Finalmente, el Gobierno sociopodemita de la No-España se ha salido con la suya y el pasado día 19 de octubre tomó carta de oficialidad (en el BOE creado en tiempos de Franco, por cierto) la Ley de Memoria Democrática», la cuál de «memoria» tiene poco (salvo el relato de carácter sectario que corresponde a un sólo bando, el victimizado, frente al otro, estigmatizado) y de «democrática» nada (en tanto atenta contra la libertad de pensamiento, expresión y aún de cátedra al imponer una única visión de nuestro siglo XX).
Entre lo más impresentable de esta norma harto arbitraria y liberticida, está la desacralización (y quién sabe si la destrucción) de la Basílica de la Santa Cruz del Valle de los Caídos (previa expulsión de la comunidad benedictina que allí mora), la profanación (revestida de cobertura legal) de los restos del fundador de Falange Española (asesinado por «los buenos» durante la Guerra Civil) y otros (caso de los generales Queipo de Llano y Moscardó), la otorgación del marchamo de «demócratas» a grupos armados que en el pasado abrazaron abiertamente el terrorismo (desde los maquis a los etarras, estos últimos hasta 1983), la anulación de todas las sentencias de entonces (también las que condenaron a contumaces asesinos de la retaguardia frentepopulista, los Agapito García Atadell, Felipe Sandoval, Ángel Pedrero y compañía, poseedores del carnet del PCE, PSOE, UGT, Esquerra Republicana, etc.) o la creación de una especie de «comisariado político de la memoria» que (cual Ministerio de la Verdad orwelliano) perseguirá a quienes cuestionen el «relato oficial».
Así, la izquierda y los separatistas (que a lo que se ve, siguen sin digerir la derrota de sus antecesores de 1936-1939) se erigen ahora en «juez y parte» (tal que árbitros del VAR en diferido de aquellos lances que entonces les perjudicaron, como si tal cosa fuera a cambiar el resultado final de lo ocurrido hace más de 80 años) no sólo de la Guerra Civil y el posterior régimen de Franco, sino también de los primeros años de la llamada Transición (ésta auspiciada en buena medida por prebostes provinientes del hoy «ilegal» franquismo, empezando por el Rey Juan Carlos I).

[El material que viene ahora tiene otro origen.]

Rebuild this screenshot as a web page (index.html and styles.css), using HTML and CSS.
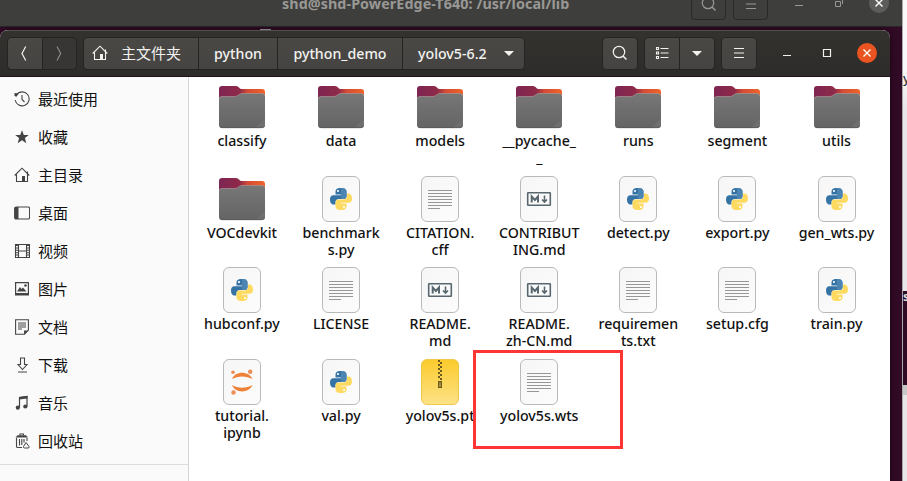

Ni que decir tiene que dicha ley hace la vista gorda a la violencia política vivida aquí desde mayo de 1931 hasta julio de 1936, omitiendo escandalosamente hechos tan graves como la insurrección de Asturias de octubre de 1934 o el crimen cometido sobre el jefe de la oposición en las Cortes de la Segunda República José Calvo Sotelo a manos de agentes de La Motorizada adscritos al PSOE.
Si ya resulta, desde luego, de una gravedad infinita legislar acerca del pasado (algo que debería ser materia para los historiadores), peor aún lo es hacerlo de manera cínica y maniquea por mor de espurios fines partidistas amén de para dar gusto a los muchos chiringuitos que viven de reventar cementerios y profanar tumbas con alevosía y nocturnidad.
Que Dios se lo demande a la caterva de politicastros, memoriadores y clerigalla que, en su revanchaismo, oportunismo y cobardía, están abriendo heridas ya cicatrizadas y polarizando -aún más- la sociedad de un país como España empeñado en autodespedazarse en odios cainitas cada cierto tiempo.